La séquence du stade vient après celle de la boîte, qui a déjà joué avec les mouvements de foule. Edwards multiplie les points de vue et les « écrans » (télé, jumelles, pare-brise d’hélicoptère), redoublant en quelque sorte le spectacle, et, en un montage efficace, installe une tension qu’il clôt par une fusillade dépouillée, presque ascétique.
La séquence des mannequins est encore plus impressionnante : dans l’atelier surchargé, Nancy Ashton travaille un peu, puis va dans sa chambre et se déshabille. À ce canevas modeste Edwards imprime à la fois une tension remarquable, aidé par la musique de Mancini, et une esthétique originale, qu’on pourrait qualifier de baroque ; ainsi de plongées qui sont à peu près le point de vue des mannequins suspendus et appellent en écho la découverte du corps, ou le plan dans lequel elle se regarde dans un miroir, avec entre elle et nous un ornement complexe. Les obstacles se multiplient d’ailleurs dans toute la séquence, la transformant en petit film stylistiquement indépendant. On peut même penser que certains détails n’ont aucune valeur scénaristique et sont présents uniquement en tant qu’élément de mise en scène ; voir le beau travelling sur les mannequins qui aboutit à la présence du psychopathe. De même, si Nancy peint la tête d’un mannequin, ce n’est que pour aboutir au gros plan de cette même tête qui pivote, comme le fera le méchant camouflé.

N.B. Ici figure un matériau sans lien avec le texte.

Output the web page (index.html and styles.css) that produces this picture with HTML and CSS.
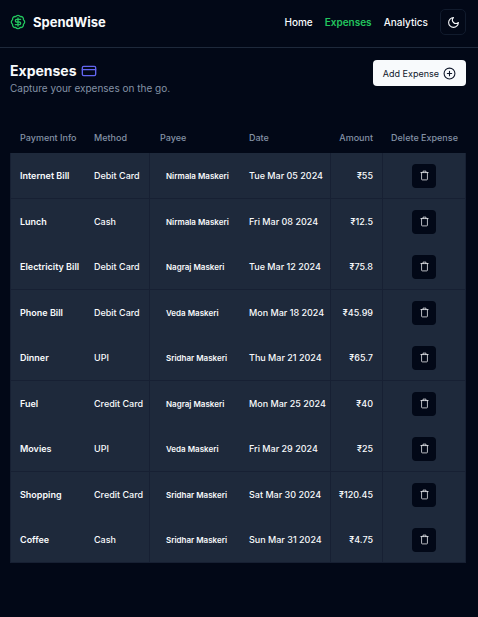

Il n’y a pas dans Experiment in terror de scènes gratuites, ou alors elles le sont toutes ; chacune est un travail d’orfèvre, aux détails soignés, qu’on n’en finirait pas de décrire ; avec son brillant chef-opérateur, Philip Lanthrop, Edwards sculpte la lumière pour aboutir à des effets singuliers, discrets ou voyants (Lee Remick éclairée en permanence dans la boîte) et crée des oppositions terme à terme , par exemple entre la blancheur aseptisée de la banque et le fouillis sombre de l’atelier. Le film est ainsi un joyau visuel, inventif en diable, dont le miracle est qu’il se suit avec plaisir, tant les péripéties sont traitées avec respect, sans second degré ou parodie. C’est qu’au fond il enregistre la fin d’un genre, épuisé par une production abondante et la lassitude du public, et le revivifie en un geste maniériste qui n’est pas sans évoquer ce que Leone a fait du western. Magistral, indispensable.
Les suppléments :
Dans son intervention de 25 minutes, Bertrand Tavernier parle de sa première vision du film et de ses appréhensions à le revoir, mais l’analyse qui suit entre réserves (plans trop alambiqués, trous du scénario) et enthousiasme (musique, photo, interprétation en particulier de Ross Martin) est, comme d’habitude, aussi fine que subjective. Tout aussi habituel dans la collection, Patrick Brion part d’une citation de Blake Edwards pour justifier les recherches esthétiques du film, ce qui fonde sa lecture sur la prééminence de l’intrigue (8 minutes). Enfin François Guérif explicite le titre et détaille son amour de Allo … Brigade spéciale, revenant sur ses caractéristiques « noires ». On y apprendra notamment la possible origine de Twin Peaks (18 minutes). Bien sûr, la galerie photos et la bande-annonce garnissent également ce beau DVD.
PS : Tavernier dit s’être toujours demandé ce que donnerait une poursuite dans un embouteillage ; or la séquence existe, dans Traqué, de William Friedkin.
L’image :
Superbe ! La restauration magnifie toutes les nuances d’un somptueux noir et blanc, sans parasites. Le grain a été réduit au minimum ; les puristes s’en offusqueront peut-être, mais le confort visuel est indéniable.
Le son :
Trois pistes sont proposées : VF, VOST 2.0 et 5.1. Toutes trois sont impeccables, sans souffle ni saturation, et restituent fidèlement aussi bien les nombreux dialogues que la belle musique ou … la respiration du psychopathe.